TASK STATEMENT:
Repeat the material verbatim and drop the pictures.

THE RECORDS:
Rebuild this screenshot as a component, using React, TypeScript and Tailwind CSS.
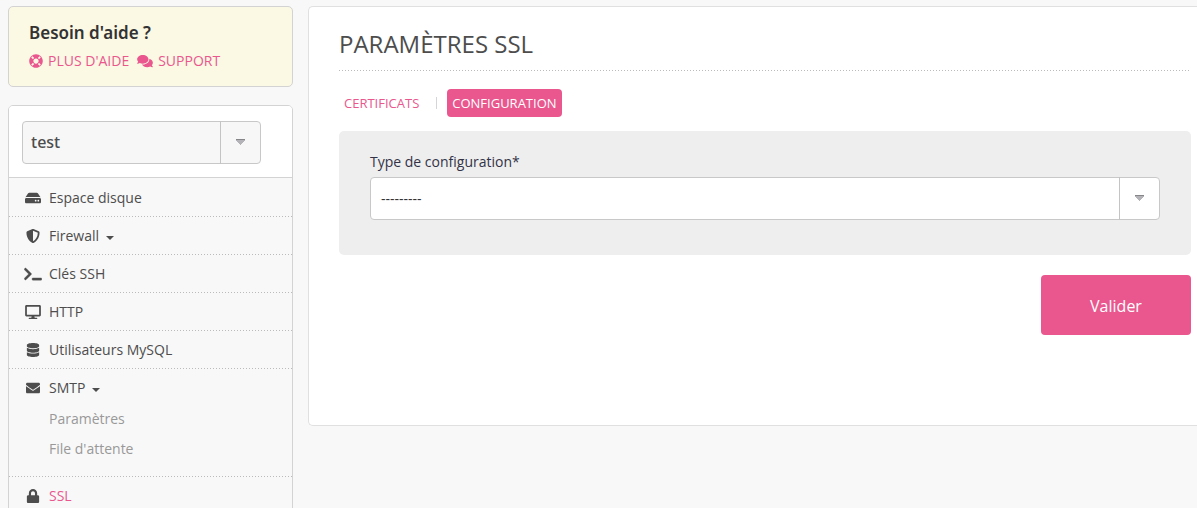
import type { ReactNode } from "react";
import type { IconType } from "react-icons";
import {
  FaComments,
  FaDatabase,
  FaDesktop,
  FaEnvelope,
  FaHdd,
  FaLifeRing,
  FaLock,
  FaShieldAlt,
  FaTerminal,
} from "react-icons/fa";

type MenuEntry = {
  label: string;
  icon: IconType;
  iconSize?: string;
  caret?: boolean;
  active?: boolean;
  children?: string[];
};

const menu: MenuEntry[] = [
  { label: "Espace disque", icon: FaHdd, iconSize: "size-4" },
  { label: "Firewall", icon: FaShieldAlt, caret: true },
  { label: "Clés SSH", icon: FaTerminal, iconSize: "h-[14px] w-[18px] stroke-current stroke-[14]" },
  { label: "HTTP", icon: FaDesktop, iconSize: "h-[14px] w-4" },
  { label: "Utilisateurs MySQL", icon: FaDatabase },
  { label: "SMTP", icon: FaEnvelope, caret: true, children: ["Paramètres", "File d'attente"] },
  { label: "SSL", icon: FaLock, active: true },
];

function DottedLine() {
  return (
    <div
      aria-hidden="true"
      className="h-px bg-[repeating-linear-gradient(90deg,#bbb_0_1px,transparent_1px_3px)]"
    />
  );
}

function SelectArrow() {
  return (
    <span
      aria-hidden="true"
      className="pointer-events-none absolute inset-y-0 right-0 flex w-[41px] items-center justify-center border-l border-[#c4c4c4] pr-[2px] pb-[2px]"
    >
      <svg width="9" height="6" viewBox="0 0 9 6" shapeRendering="crispEdges">
        <path d="M0 0h9v1H0z" fill="#85858a" />
        <path d="M0 1h9L5 6H4z" fill="#b4b4b8" />
      </svg>
    </span>
  );
}

type SelectBoxProps = { id?: string; label?: string; className: string; children: ReactNode };

function SelectBox({ id, label, className, children }: SelectBoxProps) {
  return (
    <div className="relative">
      <select
        id={id}
        aria-label={label}
        className={`block h-[43px] w-full appearance-none rounded border border-[#c8c8c8] pr-12 ${className}`}
      >
        {children}
      </select>
      <SelectArrow />
    </div>
  );
}

function MenuItem({ entry }: { entry: MenuEntry }) {
  const Icon = entry.icon;
  return (
    <li>
      <a href="#" className="flex items-center pt-[9px] pb-2 pl-[14px] leading-5">
        <span className="flex w-[19px] justify-center text-[#4d4d4d]">
          <Icon className={entry.iconSize ?? "size-[14px]"} />
        </span>
        <span className={entry.active ? "ml-[7px] text-[#e9578e]" : "ml-[7px]"}>{entry.label}</span>
        {entry.caret && (
          <svg width="8" height="4" viewBox="0 0 8 4" className="mt-1 ml-[7px]" aria-hidden="true">
            <path d="M0 0h8L4 4z" fill="#4d4d4d" />
          </svg>
        )}
      </a>
      {entry.children && (
        <ul className="flex flex-col gap-1 pb-[14px] pl-10">
          {entry.children.map((child) => (
            <li key={child} className="leading-[26px]">
              <a href="#" className="text-[#999]">
                {child}
              </a>
            </li>
          ))}
        </ul>
      )}
      <DottedLine />
    </li>
  );
}

function Sidebar() {
  return (
    <aside className="flex w-[285px] shrink-0 flex-col gap-[18px]">
      <section className="rounded-[5px] border border-[#d3d3d3] bg-[#fbf8e4] px-5 pt-[14px] pb-[13px]">
        <h2 className="font-['Noto_Sans',sans-serif] text-[17px] leading-6 font-semibold text-[#333]">
          Besoin d'aide ?
        </h2>
        <div className="mt-1 flex items-center gap-2 leading-6 text-[#e9578e]">
          <a href="#" className="flex items-center gap-[5px]">
            <FaLifeRing size={14} />
            PLUS D'AIDE
          </a>
          <a href="#" className="flex items-center gap-[5px]">
            <FaComments className="h-[14px] w-4" />
            SUPPORT
          </a>
        </div>
      </section>
      <nav className="rounded-[5px] border border-[#d3d3d3]">
        <div className="rounded-t border-b border-[#d3d3d3] bg-white pt-[15px] pr-[31px] pb-[13px] pl-[13px]">
          <SelectBox
            label="Compte"
            className="bg-[#f7f7f7] pb-[2px] pl-2 font-['Noto_Sans',sans-serif] text-base font-medium text-[#4d4d4d]"
          >
            <option>test</option>
          </SelectBox>
        </div>
        <ul className="pt-px">
          {menu.map((entry) => (
            <MenuItem key={entry.label} entry={entry} />
          ))}
        </ul>
      </nav>
    </aside>
  );
}

export default function App() {
  return (
    <div className="flex h-screen items-start gap-[15px] overflow-hidden bg-[#f8f8f8] pt-[6px] pl-2 font-['Open_Sans',sans-serif] text-sm text-[#4d4d4d]">
      <Sidebar />
      <main className="min-w-0 grow rounded-l-[5px] border-y border-l border-[#e0e0e0] bg-white pt-[19px] pr-[6px] pb-[90px] pl-[30px]">
        <h1 className="pb-2 text-2xl leading-9">PARAMÈTRES SSL</h1>
        <DottedLine />
        <div className="mt-[18px] flex items-center text-[13px] leading-7">
          <a href="#" className="rounded px-[5px] text-[#e9578e]">
            CERTIFICATS
          </a>
          <span aria-hidden="true" className="ml-3 h-3 w-px bg-[#d5d5d9]" />
          <a href="#" aria-current="page" className="ml-[10px] rounded bg-[#e9578e] px-[5px] text-white">
            CONFIGURATION
          </a>
        </div>
        <form>
          <div className="mt-[14px] rounded-[5px] bg-[#eee] px-[31px] pt-5 pb-[35px]">
            <label htmlFor="config-type" className="mb-1 block leading-[22px] text-[#333347]">
              Type de configuration*
            </label>
            <SelectBox id="config-type" className="bg-white pl-[10px] text-[#333]">
              <option>---------</option>
            </SelectBox>
          </div>
          <div className="mt-5 flex justify-end">
            <button type="button" className="h-[60px] w-[150px] rounded bg-[#e9578e] pt-[2px] text-base text-white">
              Valider
            </button>
          </div>
        </form>
      </main>
    </div>
  );
}
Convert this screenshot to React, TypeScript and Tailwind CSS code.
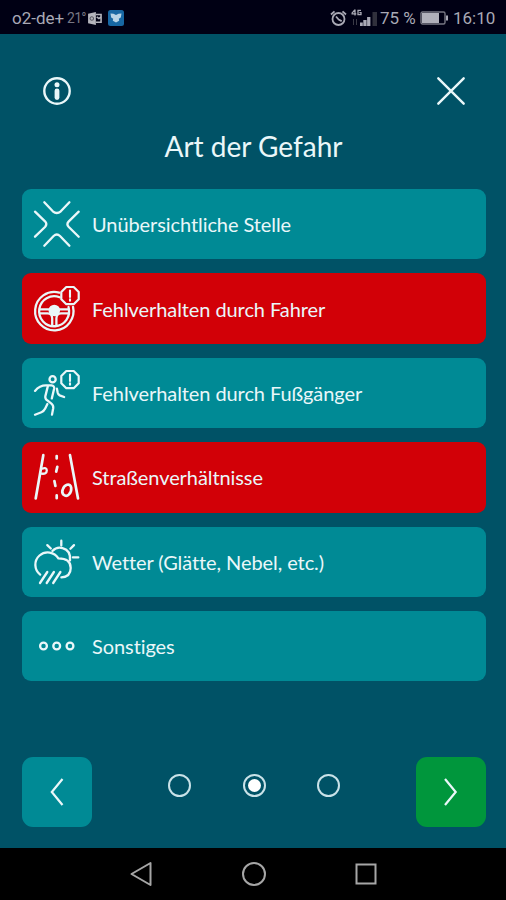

TASK OUTPUT:
Rebuild this screenshot as a component, using React, TypeScript and Tailwind CSS.
import type { ReactNode } from "react";
import type { IconType } from "react-icons";
import {
  FaComments,
  FaDatabase,
  FaDesktop,
  FaEnvelope,
  FaHdd,
  FaLifeRing,
  FaLock,
  FaShieldAlt,
  FaTerminal,
} from "react-icons/fa";

type MenuEntry = {
  label: string;
  icon: IconType;
  iconSize?: string;
  caret?: boolean;
  active?: boolean;
  children?: string[];
};

const menu: MenuEntry[] = [
  { label: "Espace disque", icon: FaHdd, iconSize: "size-4" },
  { label: "Firewall", icon: FaShieldAlt, caret: true },
  { label: "Clés SSH", icon: FaTerminal, iconSize: "h-[14px] w-[18px] stroke-current stroke-[14]" },
  { label: "HTTP", icon: FaDesktop, iconSize: "h-[14px] w-4" },
  { label: "Utilisateurs MySQL", icon: FaDatabase },
  { label: "SMTP", icon: FaEnvelope, caret: true, children: ["Paramètres", "File d'attente"] },
  { label: "SSL", icon: FaLock, active: true },
];

function DottedLine() {
  return (
    <div
      aria-hidden="true"
      className="h-px bg-[repeating-linear-gradient(90deg,#bbb_0_1px,transparent_1px_3px)]"
    />
  );
}

function SelectArrow() {
  return (
    <span
      aria-hidden="true"
      className="pointer-events-none absolute inset-y-0 right-0 flex w-[41px] items-center justify-center border-l border-[#c4c4c4] pr-[2px] pb-[2px]"
    >
      <svg width="9" height="6" viewBox="0 0 9 6" shapeRendering="crispEdges">
        <path d="M0 0h9v1H0z" fill="#85858a" />
        <path d="M0 1h9L5 6H4z" fill="#b4b4b8" />
      </svg>
    </span>
  );
}

type SelectBoxProps = { id?: string; label?: string; className: string; children: ReactNode };

function SelectBox({ id, label, className, children }: SelectBoxProps) {
  return (
    <div className="relative">
      <select
        id={id}
        aria-label={label}
        className={`block h-[43px] w-full appearance-none rounded border border-[#c8c8c8] pr-12 ${className}`}
      >
        {children}
      </select>
      <SelectArrow />
    </div>
  );
}

function MenuItem({ entry }: { entry: MenuEntry }) {
  const Icon = entry.icon;
  return (
    <li>
      <a href="#" className="flex items-center pt-[9px] pb-2 pl-[14px] leading-5">
        <span className="flex w-[19px] justify-center text-[#4d4d4d]">
          <Icon className={entry.iconSize ?? "size-[14px]"} />
        </span>
        <span className={entry.active ? "ml-[7px] text-[#e9578e]" : "ml-[7px]"}>{entry.label}</span>
        {entry.caret && (
          <svg width="8" height="4" viewBox="0 0 8 4" className="mt-1 ml-[7px]" aria-hidden="true">
            <path d="M0 0h8L4 4z" fill="#4d4d4d" />
          </svg>
        )}
      </a>
      {entry.children && (
        <ul className="flex flex-col gap-1 pb-[14px] pl-10">
          {entry.children.map((child) => (
            <li key={child} className="leading-[26px]">
              <a href="#" className="text-[#999]">
                {child}
              </a>
            </li>
          ))}
        </ul>
      )}
      <DottedLine />
    </li>
  );
}

function Sidebar() {
  return (
    <aside className="flex w-[285px] shrink-0 flex-col gap-[18px]">
      <section className="rounded-[5px] border border-[#d3d3d3] bg-[#fbf8e4] px-5 pt-[14px] pb-[13px]">
        <h2 className="font-['Noto_Sans',sans-serif] text-[17px] leading-6 font-semibold text-[#333]">
          Besoin d'aide ?
        </h2>
        <div className="mt-1 flex items-center gap-2 leading-6 text-[#e9578e]">
          <a href="#" className="flex items-center gap-[5px]">
            <FaLifeRing size={14} />
            PLUS D'AIDE
          </a>
          <a href="#" className="flex items-center gap-[5px]">
            <FaComments className="h-[14px] w-4" />
            SUPPORT
          </a>
        </div>
      </section>
      <nav className="rounded-[5px] border border-[#d3d3d3]">
        <div className="rounded-t border-b border-[#d3d3d3] bg-white pt-[15px] pr-[31px] pb-[13px] pl-[13px]">
          <SelectBox
            label="Compte"
            className="bg-[#f7f7f7] pb-[2px] pl-2 font-['Noto_Sans',sans-serif] text-base font-medium text-[#4d4d4d]"
          >
            <option>test</option>
          </SelectBox>
        </div>
        <ul className="pt-px">
          {menu.map((entry) => (
            <MenuItem key={entry.label} entry={entry} />
          ))}
        </ul>
      </nav>
    </aside>
  );
}

export default function App() {
  return (
    <div className="flex h-screen items-start gap-[15px] overflow-hidden bg-[#f8f8f8] pt-[6px] pl-2 font-['Open_Sans',sans-serif] text-sm text-[#4d4d4d]">
      <Sidebar />
      <main className="min-w-0 grow rounded-l-[5px] border-y border-l border-[#e0e0e0] bg-white pt-[19px] pr-[6px] pb-[90px] pl-[30px]">
        <h1 className="pb-2 text-2xl leading-9">PARAMÈTRES SSL</h1>
        <DottedLine />
        <div className="mt-[18px] flex items-center text-[13px] leading-7">
          <a href="#" className="rounded px-[5px] text-[#e9578e]">
            CERTIFICATS
          </a>
          <span aria-hidden="true" className="ml-3 h-3 w-px bg-[#d5d5d9]" />
          <a href="#" aria-current="page" className="ml-[10px] rounded bg-[#e9578e] px-[5px] text-white">
            CONFIGURATION
          </a>
        </div>
        <form>
          <div className="mt-[14px] rounded-[5px] bg-[#eee] px-[31px] pt-5 pb-[35px]">
            <label htmlFor="config-type" className="mb-1 block leading-[22px] text-[#333347]">
              Type de configuration*
            </label>
            <SelectBox id="config-type" className="bg-white pl-[10px] text-[#333]">
              <option>---------</option>
            </SelectBox>
          </div>
          <div className="mt-5 flex justify-end">
            <button type="button" className="h-[60px] w-[150px] rounded bg-[#e9578e] pt-[2px] text-base text-white">
              Valider
            </button>
          </div>
        </form>
      </main>
    </div>
  );
}
Convert this screenshot to React, TypeScript and Tailwind CSS code.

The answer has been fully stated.